Self-regulation in food and
beverage marketing is being exploited and
is failing to curb childhood obesity, research
by a global obesity taskforce has found.
The International Obesity Taskforce said some
Internet sites that attracted children with
advertising games were being used to bypass
stricter advertising standards in traditional
media, the 10th International Congress on Obesity
in Sydney heard.
The taskforce found that 85 percent of businesses
advertising to children on television also
had interactive Web sites for them.
It said 12.2 million children had visited
commercial Web sites promoting food and beverages
over a three-month monitoring period in 2005.
An analysis of this marketing found that
food and beverage advertisers paid lip service
to advertising codes of conduct. It said some
Web sites pressure children to purchase before
they played online games.
"Viral marketing downloads and links from
'advergames' to corporate Web sites were against
the spirit of the self-regulation system's
provisions," researchers at Britain's Middlesex
University in said.
"While it is relatively easy to control the
content of television and print advertising,
controlling the content on online advertising
and 'advergames' ... is a lot more complex."
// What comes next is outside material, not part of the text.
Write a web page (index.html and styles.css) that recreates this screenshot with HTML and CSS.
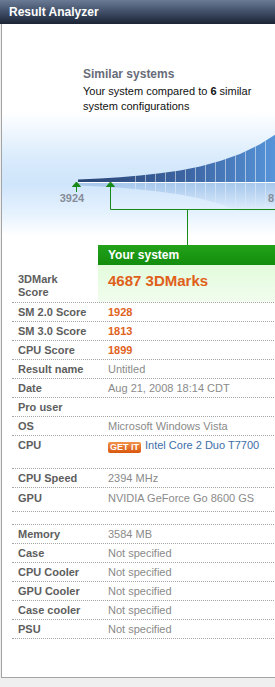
FILE: index.html
```html
<!DOCTYPE html>
<html>
<head>
    <link rel="stylesheet" href="styles.css">
    <title>Result Analyzer</title>
</head>
<body>
    <div class="page">
        <div class="titlebar">Result Analyzer</div>
        <div class="panel">
            <div class="similar">
                <div class="intro">
                    <h2>Similar systems</h2>
                    <p>Your system compared to <b>6</b> similar system configurations</p>
                </div>
                <svg class="chart" width="700" height="131" viewBox="0 0 700 131">
                    <defs>
                        <linearGradient id="curveFill" gradientUnits="userSpaceOnUse" x1="78" y1="0" x2="300" y2="0">
                            <stop offset="0" stop-color="#2a4575"/>
                            <stop offset="0.5" stop-color="#3d66a4"/>
                            <stop offset="1" stop-color="#5da1e8"/>
                        </linearGradient>
                        <linearGradient id="reflFill" gradientUnits="userSpaceOnUse" x1="0" y1="69" x2="0" y2="98">
                            <stop offset="0" stop-color="#6b9bd6" stop-opacity="0.4"/>
                            <stop offset="1" stop-color="#6b9bd6" stop-opacity="0"/>
                        </linearGradient>
                        <linearGradient id="lineFade" gradientUnits="userSpaceOnUse" x1="0" y1="69" x2="0" y2="98">
                            <stop offset="0" stop-color="#fff" stop-opacity="0.45"/>
                            <stop offset="1" stop-color="#fff" stop-opacity="0"/>
                        </linearGradient>
                        <clipPath id="curveClip">
                            <path d="M78 68 L78 65.4 L100 64.4 L120 63.2 L140 61.5 L160 59.3 L180 56.4 L200 52.4 L220 47.1 L240 39.9 L260 30.3 L280 17.4 L300 0.1 L310 -10 L310 68 Z"/>
                        </clipPath>
                        <clipPath id="reflClip">
                            <path d="M78 69 L78 71.6 L100 72.6 L120 73.8 L140 75.5 L160 77.7 L180 80.6 L200 84.6 L220 89.9 L240 97.1 L260 106.7 L280 119.6 L300 136.9 L310 147 L310 69 Z"/>
                        </clipPath>
                    </defs>
                    <g transform="translate(-2 0)">
                        <path d="M78 68 L78 65.4 L100 64.4 L120 63.2 L140 61.5 L160 59.3 L180 56.4 L200 52.4 L220 47.1 L240 39.9 L260 30.3 L280 17.4 L300 0.1 L310 -10 L310 68 Z" fill="url(#curveFill)"/>
                        <path d="M78 69 L78 71.6 L100 72.6 L120 73.8 L140 75.5 L160 77.7 L180 80.6 L200 84.6 L220 89.9 L240 97.1 L260 106.7 L280 119.6 L300 136.9 L310 147 L310 69 Z" fill="url(#reflFill)"/>
                        <g clip-path="url(#curveClip)" stroke="#fff" stroke-opacity="0.5">
                            <path d="M135.5 0V68M145.5 0V68M155.5 0V68M165.5 0V68M175.5 0V68M185.5 0V68M195.5 0V68M205.5 0V68M215.5 0V68M225.5 0V68M235.5 0V68M245.5 0V68M255.5 0V68M265.5 0V68M275.5 0V68M285.5 0V68M295.5 0V68M305.5 0V68"/>
                        </g>
                        <g clip-path="url(#reflClip)" stroke="url(#lineFade)">
                            <path d="M135.5 69V100M145.5 69V100M155.5 69V100M165.5 69V100M175.5 69V100M185.5 69V100M195.5 69V100M205.5 69V100M215.5 69V100M225.5 69V100M235.5 69V100M245.5 69V100M255.5 69V100M265.5 69V100M275.5 69V100M285.5 69V100M295.5 69V100M305.5 69V100"/>
                        </g>
                        <line x1="78" y1="68.5" x2="700" y2="68.5" stroke="#fff" stroke-opacity="0.9"/>

                        <g class="marker">
                            <polygon points="76.5,68 72.5,72.5 80.5,72.5"/>
                            <path d="M76.5 72V78"/>
                            <polygon points="110.5,68 106.5,72.5 114.5,72.5"/>
                            <path d="M110.5 72V95.5H700M187.5 95.5V131"/>
                        </g>
                        <text class="axis" x="72" y="88" text-anchor="middle">3924</text>
                        <text class="axis" x="268" y="88">8</text>
                    </g>
                </svg>
            </div>

            <div class="results">
                <div class="row head">
                    <div class="label"></div>
                    <div class="value">Your system</div>
                </div>
                <div class="row score">
                    <div class="label">3DMark<br>Score</div>
                    <div class="value">4687 3DMarks</div>
                </div>
                <div class="row">
                    <div class="label">SM 2.0 Score</div>
                    <div class="value num">1928</div>
                </div>
                <div class="row">
                    <div class="label">SM 3.0 Score</div>
                    <div class="value num">1813</div>
                </div>
                <div class="row">
                    <div class="label">CPU Score</div>
                    <div class="value num">1899</div>
                </div>
                <div class="row">
                    <div class="label">Result name</div>
                    <div class="value">Untitled</div>
                </div>
                <div class="row">
                    <div class="label">Date</div>
                    <div class="value">Aug 21, 2008 18:14 CDT</div>
                </div>
                <div class="row">
                    <div class="label">Pro user</div>
                    <div class="value"></div>
                </div>
                <div class="row">
                    <div class="label">OS</div>
                    <div class="value">Microsoft Windows Vista</div>
                </div>
                <div class="row tall">
                    <div class="label">CPU</div>
                    <div class="value"><span class="getit">GET IT</span><a href="#">Intel Core 2 Duo T7700</a></div>
                </div>
                <div class="row">
                    <div class="label">CPU Speed</div>
                    <div class="value">2394 MHz</div>
                </div>
                <div class="row gpu">
                    <div class="label">GPU</div>
                    <div class="value">NVIDIA GeForce Go 8600 GS</div>
                </div>
                <div class="row spacer">
                    <div class="label"></div>
                    <div class="value"></div>
                </div>
                <div class="row">
                    <div class="label">Memory</div>
                    <div class="value">3584 MB</div>
                </div>
                <div class="row">
                    <div class="label">Case</div>
                    <div class="value">Not specified</div>
                </div>
                <div class="row">
                    <div class="label">CPU Cooler</div>
                    <div class="value">Not specified</div>
                </div>
                <div class="row">
                    <div class="label">GPU Cooler</div>
                    <div class="value">Not specified</div>
                </div>
                <div class="row">
                    <div class="label">Case cooler</div>
                    <div class="value">Not specified</div>
                </div>
                <div class="row">
                    <div class="label">PSU</div>
                    <div class="value">Not specified</div>
                </div>
            </div>
        </div>
    </div>
</body>
</html>
```

FILE: styles.css
```css
html, body {
    margin: 0;
    overflow: hidden;
}
body {
    background-color: #efefef;
    font-family: "Liberation Sans", Arial, sans-serif;
    font-size: 11px;
    color: #111111;
}
.page {
    width: 700px;
}
.titlebar {
    height: 24px;
    line-height: 24px;
    padding-left: 9px;
    color: #ffffff;
    font-weight: bold;
    font-size: 12px;
    background: linear-gradient(to bottom, #6b7b95 0%, #44536c 45%, #1c2434 100%);
}
.panel {
    margin-left: 1px;
    background-color: #ffffff;
    border-left: 1px solid #a3a3a3;
    border-bottom: 1px solid #a3a3a3;
    padding-bottom: 38px;
}
.similar {
    height: 221px;
    background: linear-gradient(to bottom, #ffffff 0px, #ffffff 88px, #d9ebfc 135px, #cfe5fb 160px, #e6f2fe 190px, #ffffff 212px);
}
.intro {
    padding: 42px 0 0 81px;
}
.intro h2 {
    margin: 0;
    font-size: 12px;
    line-height: 16px;
    color: #676c79;
}
.intro p {
    margin: 2px 0 0 0;
    width: 175px;
    line-height: 15px;
}
.chart {
    display: block;
}
.marker {
    fill: #178a17;
    stroke: #178a17;
    stroke-width: 1;
}
.marker path {
    fill: none;
}
.axis {
    font-family: "Liberation Sans", Arial, sans-serif;
    font-size: 11px;
    font-weight: bold;
    fill: #868d99;
}
.results {
    margin-left: 10px;
}
.row {
    display: grid;
    grid-template-columns: 86px 1fr;
    height: 18px;
    line-height: 18px;
    border-bottom: 1px dotted #a6a6a6;
}
.label {
    padding-left: 6px;
    font-weight: bold;
    color: #5e5e5e;
}
.value {
    padding-left: 10px;
    color: #8a8a8a;
    white-space: nowrap;
}
.value.num {
    color: #e0621c;
    font-weight: bold;
}
.row.head {
    height: 20px;
    line-height: 20px;
    border-bottom: none;
}
.row.head .value {
    color: #ffffff;
    font-weight: bold;
    font-size: 12px;
    background: linear-gradient(to bottom, #23a21a, #138d0d);
}
.row.score {
    height: 37px;
}
.row.score .label {
    padding-top: 8px;
    line-height: 13px;
}
.row.score .value {
    padding-top: 7px;
    line-height: 17px;
    font-size: 15px;
    font-weight: bold;
    color: #e0601a;
    background: linear-gradient(to bottom, #e3fbdc, #f1fdee);
}
.row.tall {
    height: 32px;
}
.row.gpu {
    height: 23px;
    line-height: 20px;
}
.row.spacer {
    height: 12px;
}
.getit {
    display: inline-block;
    height: 11px;
    line-height: 11px;
    padding: 0 2px;
    margin-right: 4px;
    vertical-align: -1px;
    font-size: 9px;
    font-weight: bold;
    color: #ffffff;
    border-radius: 2px;
    background: linear-gradient(to bottom, #f2924a, #d9570f);
}
.value a {
    color: #3c6ea8;
    text-decoration: none;
}
```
The taskforce has said an epidemic of obesity,
now estimated at 1.5 billion people worldwide,
has led to more type 2 diabetes in obese children.
"At the moment the need to protect children
from commercial exploitation was being largely
overlooked by the food and advertising industries,"
said Boyd Swinburn, president of the Australasian
Society for the Study of Obesity.
"We need to recognize that everyone in society
has a responsibility to ensure we provide
healthy environments for children," Swinburn
told
CITIES AT FAULT
The week-long conference also heard that
many children were "victims of poor urban
designs" that discourage outdoor activity.
"Many aspects of the physical environment
present barriers to children from being outside
and directly contribute to their declining
levels of physical activity," said Dr Jo Salmon,
Senior Research Fellow in the School of Exercise
and Nutrition Sciences at Deakin University
in the Australian state of Victoria.
"Small changes to urban design such as age-appropriate
playground equipment ... could have a significant
impact on overall activity levels across the
day," she told the conference.
Salmon said parental security and safety
concerns that kept children at home were also
limiting the physical activities of children
and contributing to obesity.
She said her research found 70 percent of
five- to six-year-olds and 80 percent of 10-
to 12-year-olds exceeded the recommended two-hour
daily limit for Internet and television entertainment.
"Children who know their neighbors and have
strong social networks within their neighborhood
are much more likely to be active," she said.